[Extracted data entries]
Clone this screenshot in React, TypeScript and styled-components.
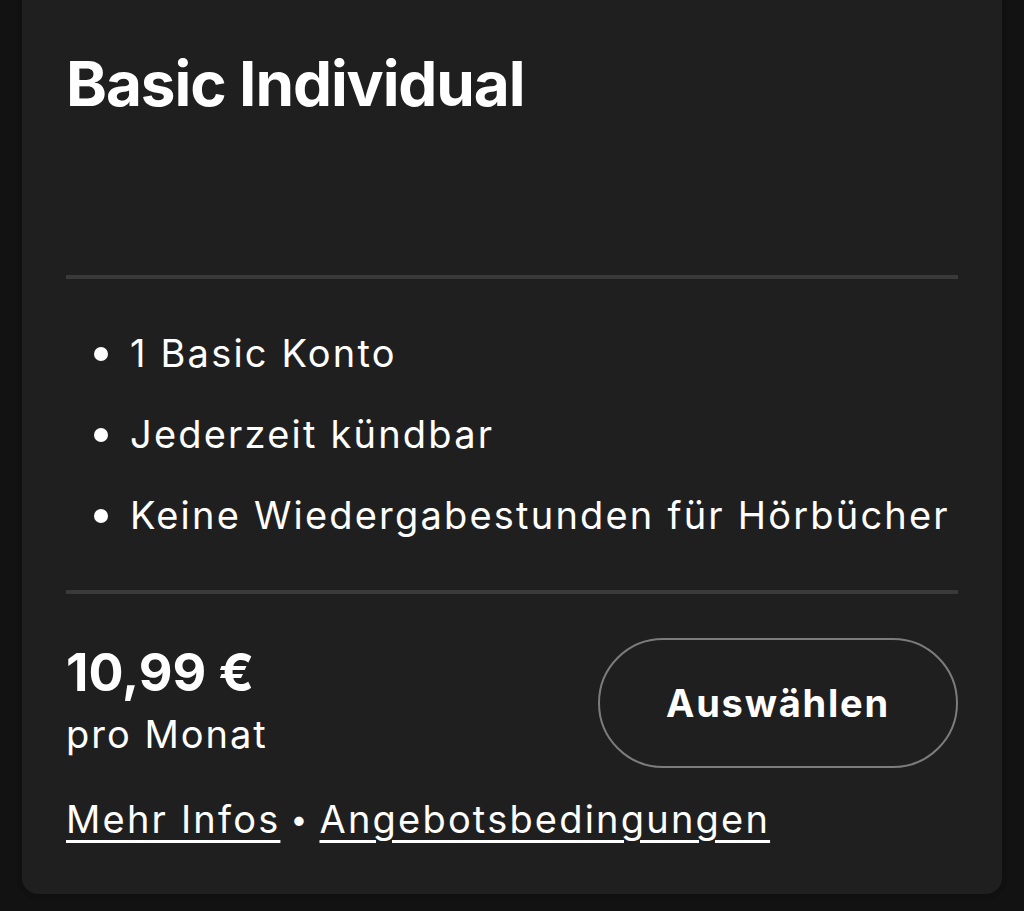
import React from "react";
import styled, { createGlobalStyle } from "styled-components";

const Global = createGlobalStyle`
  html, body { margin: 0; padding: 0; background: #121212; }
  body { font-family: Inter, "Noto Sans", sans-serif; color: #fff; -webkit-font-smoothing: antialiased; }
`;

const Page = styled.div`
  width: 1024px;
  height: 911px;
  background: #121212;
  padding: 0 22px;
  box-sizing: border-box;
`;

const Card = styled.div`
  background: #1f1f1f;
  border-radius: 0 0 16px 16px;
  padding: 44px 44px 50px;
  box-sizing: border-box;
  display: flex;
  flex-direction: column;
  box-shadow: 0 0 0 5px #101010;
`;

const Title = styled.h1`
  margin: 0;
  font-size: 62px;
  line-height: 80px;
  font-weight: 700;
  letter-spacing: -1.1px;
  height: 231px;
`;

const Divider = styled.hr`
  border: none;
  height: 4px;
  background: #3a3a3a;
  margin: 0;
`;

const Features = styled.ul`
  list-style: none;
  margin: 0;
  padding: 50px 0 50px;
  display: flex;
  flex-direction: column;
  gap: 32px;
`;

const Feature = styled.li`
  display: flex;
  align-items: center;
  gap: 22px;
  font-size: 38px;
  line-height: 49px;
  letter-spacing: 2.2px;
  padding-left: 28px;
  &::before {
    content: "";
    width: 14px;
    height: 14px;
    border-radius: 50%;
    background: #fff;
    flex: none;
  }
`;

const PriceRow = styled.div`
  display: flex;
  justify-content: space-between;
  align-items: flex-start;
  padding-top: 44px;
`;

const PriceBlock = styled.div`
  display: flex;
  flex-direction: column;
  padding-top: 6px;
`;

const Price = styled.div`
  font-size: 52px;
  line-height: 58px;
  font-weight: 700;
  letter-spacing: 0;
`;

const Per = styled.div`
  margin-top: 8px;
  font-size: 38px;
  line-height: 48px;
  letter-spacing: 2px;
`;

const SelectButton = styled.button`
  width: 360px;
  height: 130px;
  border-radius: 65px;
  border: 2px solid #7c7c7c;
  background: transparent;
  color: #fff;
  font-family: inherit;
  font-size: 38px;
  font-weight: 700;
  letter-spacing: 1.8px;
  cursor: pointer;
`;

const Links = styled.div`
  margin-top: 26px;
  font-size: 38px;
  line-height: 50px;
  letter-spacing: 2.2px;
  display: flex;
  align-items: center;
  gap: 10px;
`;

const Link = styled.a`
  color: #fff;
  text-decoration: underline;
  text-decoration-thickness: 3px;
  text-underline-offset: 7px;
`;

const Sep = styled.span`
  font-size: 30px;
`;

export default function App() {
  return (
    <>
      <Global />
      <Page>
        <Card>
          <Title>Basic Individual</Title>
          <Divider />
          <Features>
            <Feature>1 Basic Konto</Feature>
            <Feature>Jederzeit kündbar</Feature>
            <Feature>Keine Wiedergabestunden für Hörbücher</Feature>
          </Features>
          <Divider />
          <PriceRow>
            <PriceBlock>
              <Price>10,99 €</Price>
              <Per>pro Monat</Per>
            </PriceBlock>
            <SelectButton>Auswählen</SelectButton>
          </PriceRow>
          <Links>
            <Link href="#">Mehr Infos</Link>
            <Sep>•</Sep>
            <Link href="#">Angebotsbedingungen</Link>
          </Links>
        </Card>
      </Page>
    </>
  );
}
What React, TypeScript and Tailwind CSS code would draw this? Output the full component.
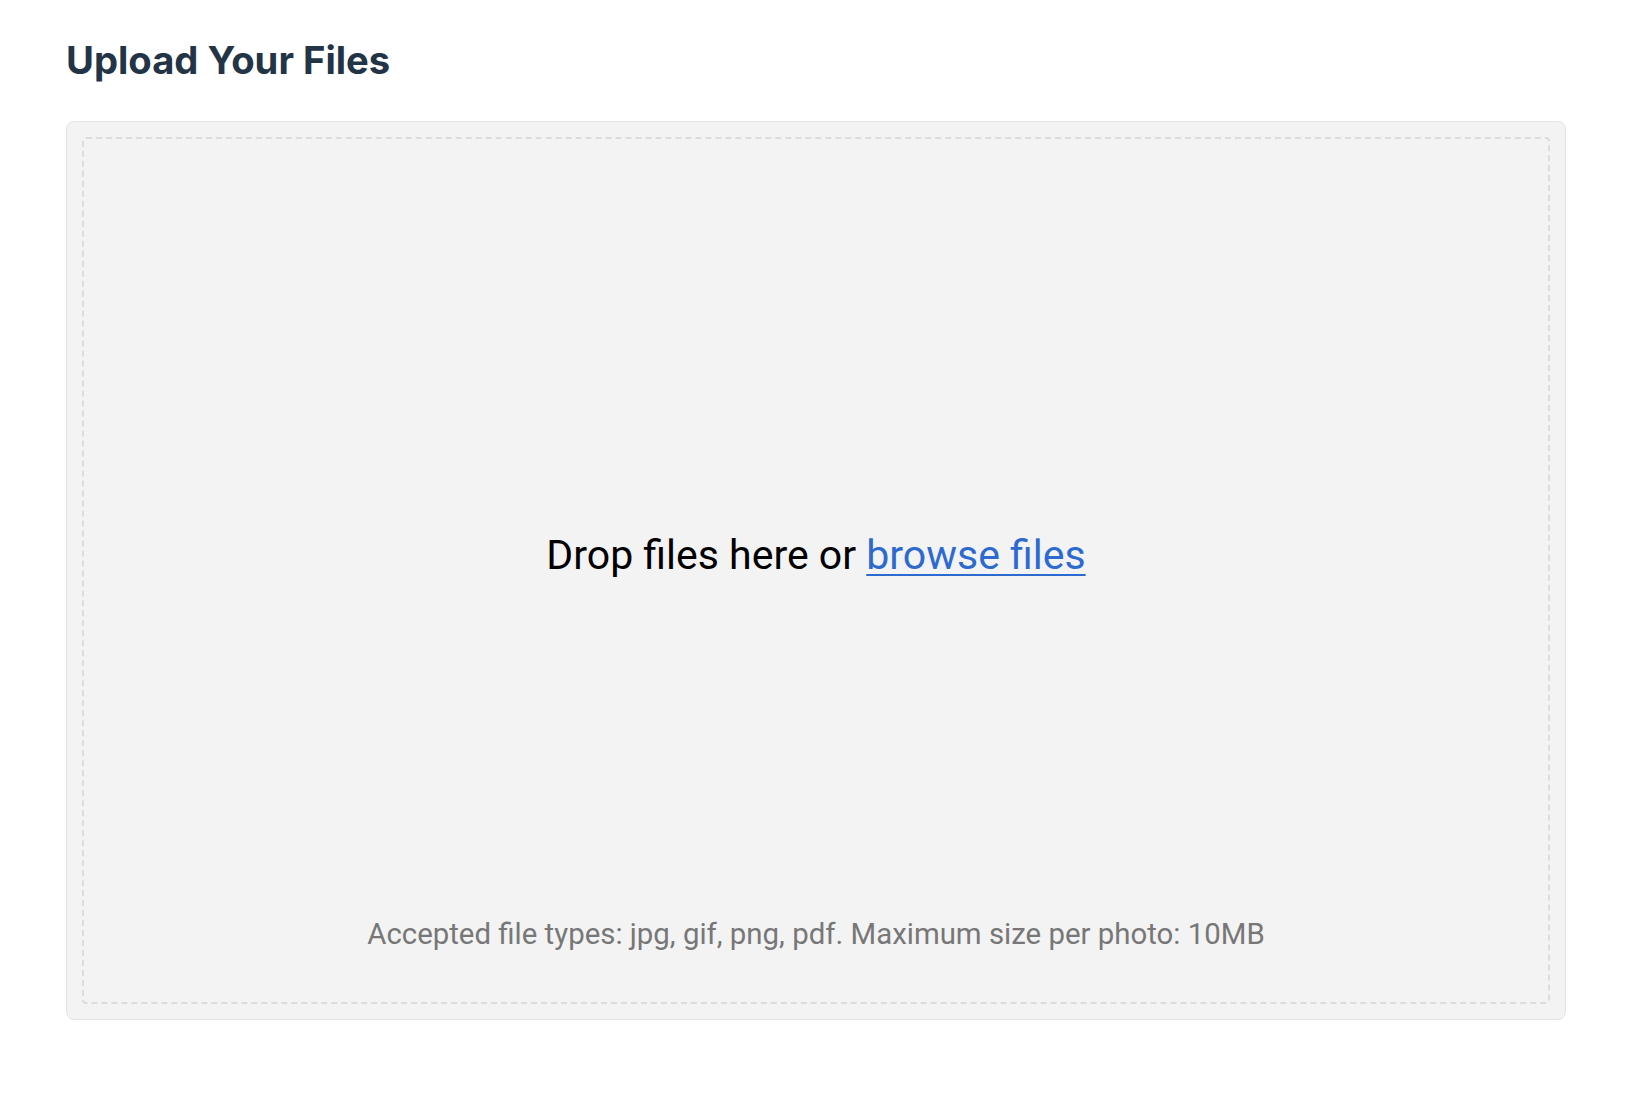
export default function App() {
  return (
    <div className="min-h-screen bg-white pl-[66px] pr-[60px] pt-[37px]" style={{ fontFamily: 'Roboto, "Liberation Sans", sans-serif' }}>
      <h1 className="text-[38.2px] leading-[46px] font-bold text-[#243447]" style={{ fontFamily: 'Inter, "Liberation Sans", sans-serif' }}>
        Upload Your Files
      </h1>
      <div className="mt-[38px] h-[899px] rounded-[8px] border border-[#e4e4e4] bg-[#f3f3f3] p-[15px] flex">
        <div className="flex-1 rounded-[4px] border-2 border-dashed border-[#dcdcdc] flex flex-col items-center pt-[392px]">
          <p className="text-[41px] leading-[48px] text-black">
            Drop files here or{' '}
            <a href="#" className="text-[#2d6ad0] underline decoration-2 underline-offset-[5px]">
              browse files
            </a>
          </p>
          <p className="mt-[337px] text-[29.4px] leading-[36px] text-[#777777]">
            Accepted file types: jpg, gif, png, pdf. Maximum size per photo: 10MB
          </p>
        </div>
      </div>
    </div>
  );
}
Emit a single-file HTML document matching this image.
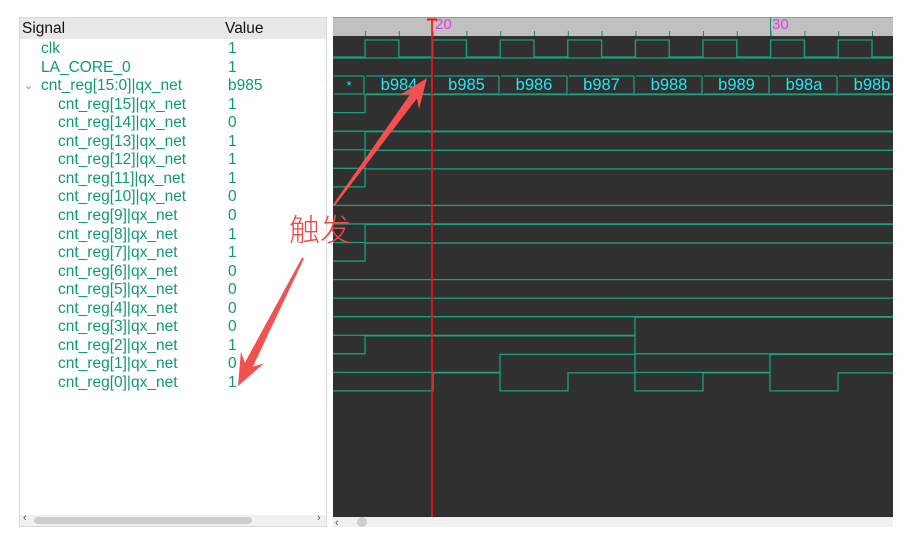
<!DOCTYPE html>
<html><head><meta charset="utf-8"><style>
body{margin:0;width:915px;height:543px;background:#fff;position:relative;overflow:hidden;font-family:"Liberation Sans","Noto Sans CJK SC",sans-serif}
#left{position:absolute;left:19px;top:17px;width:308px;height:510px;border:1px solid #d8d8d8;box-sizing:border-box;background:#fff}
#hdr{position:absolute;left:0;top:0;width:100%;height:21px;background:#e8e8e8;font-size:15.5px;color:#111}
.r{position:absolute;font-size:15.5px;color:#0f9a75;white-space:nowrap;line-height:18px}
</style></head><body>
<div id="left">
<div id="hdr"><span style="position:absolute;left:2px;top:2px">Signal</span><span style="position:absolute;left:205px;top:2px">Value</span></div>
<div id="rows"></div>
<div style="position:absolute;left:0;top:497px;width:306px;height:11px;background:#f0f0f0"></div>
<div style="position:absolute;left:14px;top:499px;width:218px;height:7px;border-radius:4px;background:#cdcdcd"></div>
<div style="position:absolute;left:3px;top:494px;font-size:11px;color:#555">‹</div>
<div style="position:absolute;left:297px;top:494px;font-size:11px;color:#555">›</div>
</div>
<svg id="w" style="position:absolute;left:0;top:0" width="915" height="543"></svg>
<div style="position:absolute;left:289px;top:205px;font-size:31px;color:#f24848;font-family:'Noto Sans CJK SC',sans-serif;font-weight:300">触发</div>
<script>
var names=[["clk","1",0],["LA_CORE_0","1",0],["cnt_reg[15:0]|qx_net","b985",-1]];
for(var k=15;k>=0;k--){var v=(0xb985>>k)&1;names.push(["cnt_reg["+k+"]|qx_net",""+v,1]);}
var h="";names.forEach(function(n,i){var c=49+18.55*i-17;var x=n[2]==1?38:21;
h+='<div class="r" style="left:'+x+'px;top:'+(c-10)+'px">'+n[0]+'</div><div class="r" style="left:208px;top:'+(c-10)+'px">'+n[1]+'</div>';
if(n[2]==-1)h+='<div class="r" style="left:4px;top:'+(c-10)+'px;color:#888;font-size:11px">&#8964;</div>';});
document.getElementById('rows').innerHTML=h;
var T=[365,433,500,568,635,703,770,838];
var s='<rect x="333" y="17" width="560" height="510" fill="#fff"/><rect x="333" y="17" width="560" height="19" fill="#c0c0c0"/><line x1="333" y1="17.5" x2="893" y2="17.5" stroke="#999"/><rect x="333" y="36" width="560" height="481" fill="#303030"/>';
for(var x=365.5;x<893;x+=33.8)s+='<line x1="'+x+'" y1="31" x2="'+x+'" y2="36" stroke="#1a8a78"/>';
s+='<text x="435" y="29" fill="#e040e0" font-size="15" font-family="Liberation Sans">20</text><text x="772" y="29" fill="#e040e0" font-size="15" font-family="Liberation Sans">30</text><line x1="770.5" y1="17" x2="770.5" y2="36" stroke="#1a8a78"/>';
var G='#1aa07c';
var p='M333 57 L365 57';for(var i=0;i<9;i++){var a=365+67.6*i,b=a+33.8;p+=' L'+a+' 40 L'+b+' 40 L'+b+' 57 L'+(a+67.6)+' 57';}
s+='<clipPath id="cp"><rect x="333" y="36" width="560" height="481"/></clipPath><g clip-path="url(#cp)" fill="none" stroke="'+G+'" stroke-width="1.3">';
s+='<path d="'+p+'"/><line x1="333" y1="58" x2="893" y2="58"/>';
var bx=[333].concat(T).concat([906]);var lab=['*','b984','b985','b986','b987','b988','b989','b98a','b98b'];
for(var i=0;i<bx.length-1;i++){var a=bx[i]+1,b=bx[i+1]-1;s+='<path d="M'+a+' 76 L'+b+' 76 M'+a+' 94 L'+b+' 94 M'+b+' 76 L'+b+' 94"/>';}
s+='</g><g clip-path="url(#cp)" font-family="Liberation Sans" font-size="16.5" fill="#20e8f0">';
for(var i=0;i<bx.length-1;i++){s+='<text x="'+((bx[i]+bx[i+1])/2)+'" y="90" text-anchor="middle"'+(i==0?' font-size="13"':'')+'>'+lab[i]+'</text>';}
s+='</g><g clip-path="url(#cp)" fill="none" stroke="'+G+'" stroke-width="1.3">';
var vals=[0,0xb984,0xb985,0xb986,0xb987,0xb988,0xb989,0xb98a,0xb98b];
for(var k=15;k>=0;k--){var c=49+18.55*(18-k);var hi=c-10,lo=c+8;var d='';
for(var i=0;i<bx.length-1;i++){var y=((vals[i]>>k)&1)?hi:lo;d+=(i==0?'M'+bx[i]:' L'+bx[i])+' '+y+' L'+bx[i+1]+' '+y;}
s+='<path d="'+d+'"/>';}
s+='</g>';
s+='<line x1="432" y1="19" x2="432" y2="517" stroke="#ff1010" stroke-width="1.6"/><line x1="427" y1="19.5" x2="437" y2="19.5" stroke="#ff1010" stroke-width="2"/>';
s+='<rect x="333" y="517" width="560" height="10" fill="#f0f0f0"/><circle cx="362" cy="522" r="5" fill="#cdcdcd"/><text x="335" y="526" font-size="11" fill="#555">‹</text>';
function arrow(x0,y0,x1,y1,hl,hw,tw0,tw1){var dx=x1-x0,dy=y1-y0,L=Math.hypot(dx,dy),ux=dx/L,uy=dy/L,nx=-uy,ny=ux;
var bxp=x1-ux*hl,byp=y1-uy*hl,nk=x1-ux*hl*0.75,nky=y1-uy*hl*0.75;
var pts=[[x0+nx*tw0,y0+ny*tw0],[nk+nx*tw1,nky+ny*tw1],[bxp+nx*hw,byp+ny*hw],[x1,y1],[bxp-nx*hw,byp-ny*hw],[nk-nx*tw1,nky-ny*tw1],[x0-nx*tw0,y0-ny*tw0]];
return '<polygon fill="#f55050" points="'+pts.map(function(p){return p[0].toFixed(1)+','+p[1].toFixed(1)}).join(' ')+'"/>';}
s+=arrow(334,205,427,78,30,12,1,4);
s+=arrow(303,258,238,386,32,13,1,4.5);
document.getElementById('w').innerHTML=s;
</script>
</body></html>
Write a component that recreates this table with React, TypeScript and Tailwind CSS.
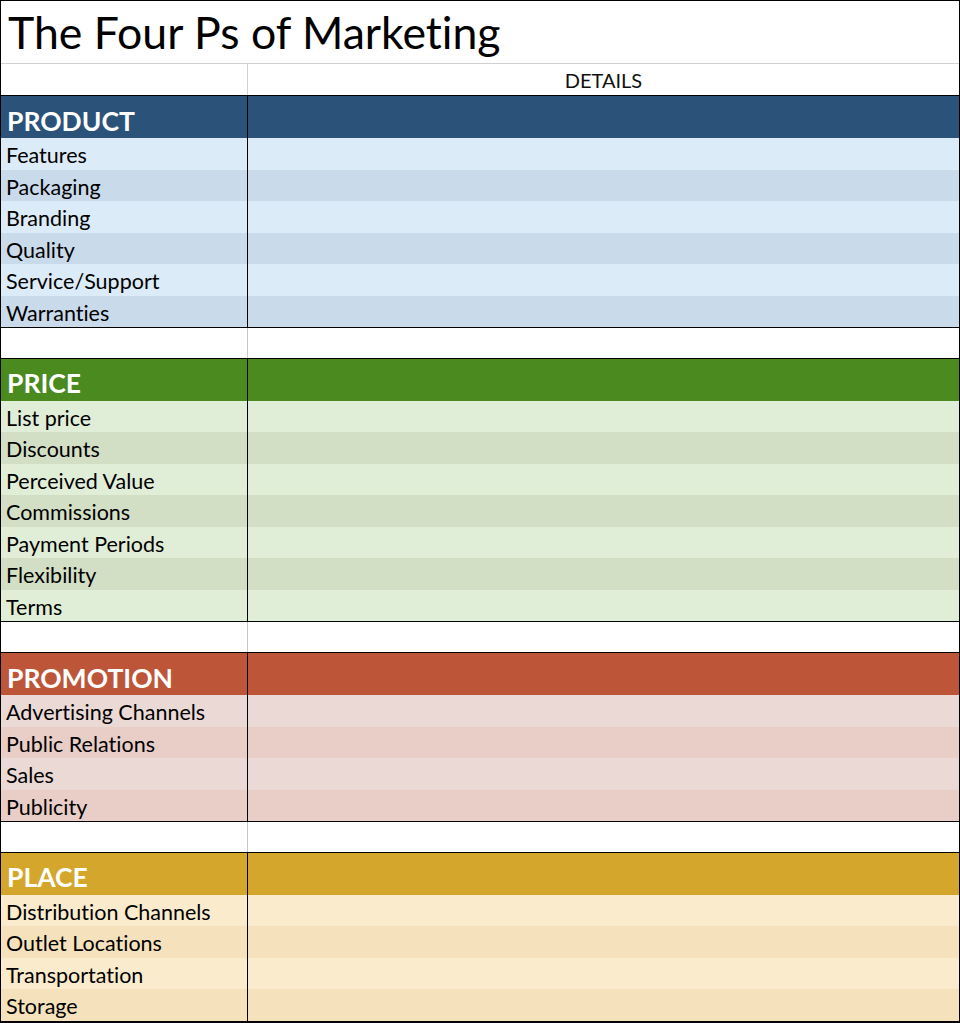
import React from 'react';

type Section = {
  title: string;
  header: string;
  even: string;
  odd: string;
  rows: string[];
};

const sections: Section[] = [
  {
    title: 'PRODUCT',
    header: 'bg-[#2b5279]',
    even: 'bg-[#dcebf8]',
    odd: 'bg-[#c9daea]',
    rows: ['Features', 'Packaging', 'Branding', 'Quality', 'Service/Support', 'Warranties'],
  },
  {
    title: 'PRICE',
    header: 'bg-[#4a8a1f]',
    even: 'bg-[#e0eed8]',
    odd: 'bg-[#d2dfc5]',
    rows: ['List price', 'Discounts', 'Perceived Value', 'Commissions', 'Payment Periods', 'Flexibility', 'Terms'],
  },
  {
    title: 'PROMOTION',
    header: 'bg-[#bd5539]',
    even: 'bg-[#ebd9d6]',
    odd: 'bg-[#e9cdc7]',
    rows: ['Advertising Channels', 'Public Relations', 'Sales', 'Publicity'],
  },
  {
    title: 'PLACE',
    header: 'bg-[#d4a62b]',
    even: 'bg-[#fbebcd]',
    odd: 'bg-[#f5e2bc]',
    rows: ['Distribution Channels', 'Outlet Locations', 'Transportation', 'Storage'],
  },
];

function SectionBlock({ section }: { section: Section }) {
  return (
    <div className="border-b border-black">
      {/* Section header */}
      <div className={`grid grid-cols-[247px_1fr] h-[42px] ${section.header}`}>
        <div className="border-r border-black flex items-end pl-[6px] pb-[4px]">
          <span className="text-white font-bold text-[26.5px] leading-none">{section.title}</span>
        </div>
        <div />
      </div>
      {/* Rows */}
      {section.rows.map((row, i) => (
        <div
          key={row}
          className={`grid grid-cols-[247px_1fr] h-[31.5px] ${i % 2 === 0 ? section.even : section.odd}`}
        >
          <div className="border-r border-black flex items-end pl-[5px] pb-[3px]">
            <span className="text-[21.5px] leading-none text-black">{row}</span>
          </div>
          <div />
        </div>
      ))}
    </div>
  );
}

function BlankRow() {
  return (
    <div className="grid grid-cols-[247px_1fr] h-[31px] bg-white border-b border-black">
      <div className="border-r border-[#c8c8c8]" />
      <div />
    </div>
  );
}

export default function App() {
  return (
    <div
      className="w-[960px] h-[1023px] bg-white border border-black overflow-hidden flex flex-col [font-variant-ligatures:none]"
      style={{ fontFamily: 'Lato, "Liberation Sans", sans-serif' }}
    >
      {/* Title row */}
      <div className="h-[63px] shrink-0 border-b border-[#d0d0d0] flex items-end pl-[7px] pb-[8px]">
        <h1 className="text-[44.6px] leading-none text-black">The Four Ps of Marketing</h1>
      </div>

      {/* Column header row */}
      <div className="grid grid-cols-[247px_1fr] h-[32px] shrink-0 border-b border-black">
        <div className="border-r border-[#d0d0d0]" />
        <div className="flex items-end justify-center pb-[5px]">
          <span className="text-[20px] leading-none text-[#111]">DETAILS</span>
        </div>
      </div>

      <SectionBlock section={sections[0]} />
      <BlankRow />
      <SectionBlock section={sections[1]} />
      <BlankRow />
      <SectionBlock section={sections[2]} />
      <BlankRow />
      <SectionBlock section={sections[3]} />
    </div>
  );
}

_Instruction_: List each line in the listing that contains the string "this".

_Solved problem_:
Clone this screenshot in React, TypeScript and styled-components.
What React, TypeScript and Tailwind CSS code would draw this? Output the full component.
Emit a single-file HTML document matching this image.
Write a component that recreates this table with React, TypeScript and Tailwind CSS.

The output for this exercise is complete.